There’s a reason the subreddit Showerthoughts exists. Most of us have had the experience of coming up with a new idea or solving a problem when we’re in the shower, or walking the dog, or unpacking the dishwasher. It’s these times when we move away from focused thought and let our minds wander that new ideas and solutions occur to us.

One study showed how allowing the mind to wander can improve creative thinking by having participants come up with unusual uses for familiar objects, which is a commonly-used task to measure creativity. After working on this task for a short time, participants were given a break to either do a demanding memory task, an undemanding task, or sit quietly doing nothing.
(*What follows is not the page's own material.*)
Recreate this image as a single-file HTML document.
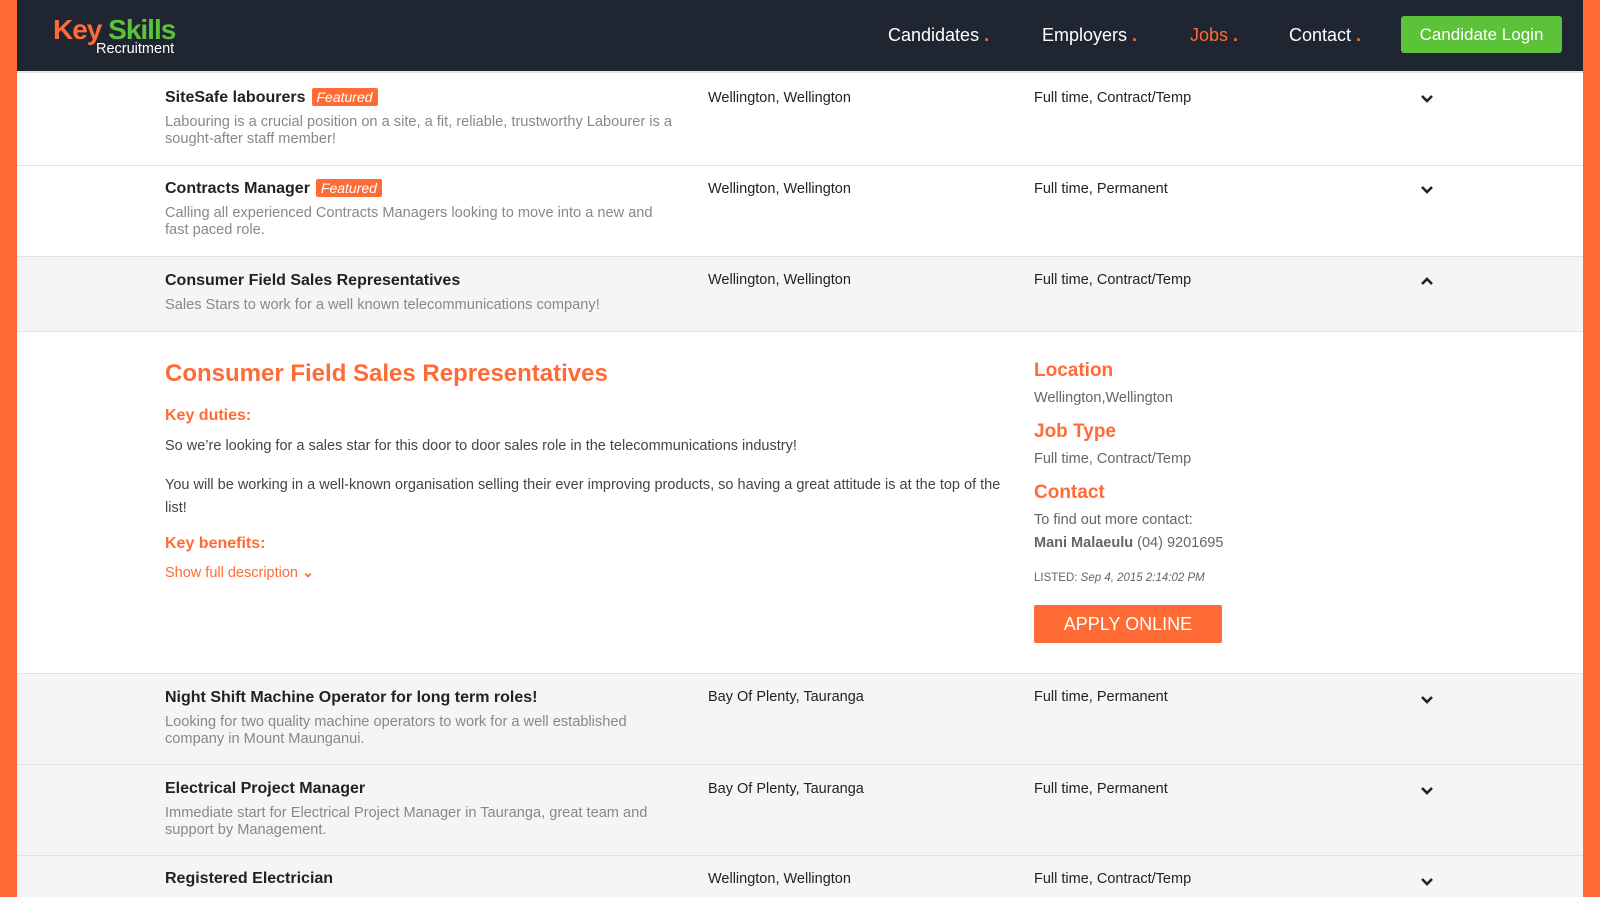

When resuming the creative thinking task, those who had done an undemanding task (think unpacking the dishwasher or walking the dog) performed best. Researchers believe this is because an undemanding task encourages your mind to wander. Other research has also backed up this finding by showing that undemanding tasks are more likely to induce a wandering mind than when we do nothing at all. (Not that rest isn’t important—it is!)

Another study used a similar creativity test after asking participants to do a boring exercise, like copying numbers out of a phone book. Those who did the boring exercise performed better on the test of creativity than a control test who weren’t primed by being bored. Another experiment bored participants by having them watch a dull screensaver, and again proved boredom = more creative ideas.

According to Texas A&M University psychologist Heather Lench, “Boredom becomes a seeking state. What you’re doing now is not satisfying. So you’re seeking, you’re engaged.” Being bored is a way to induce a wandering mind, which is why showering and doing housework are so successful at generating creative ideas.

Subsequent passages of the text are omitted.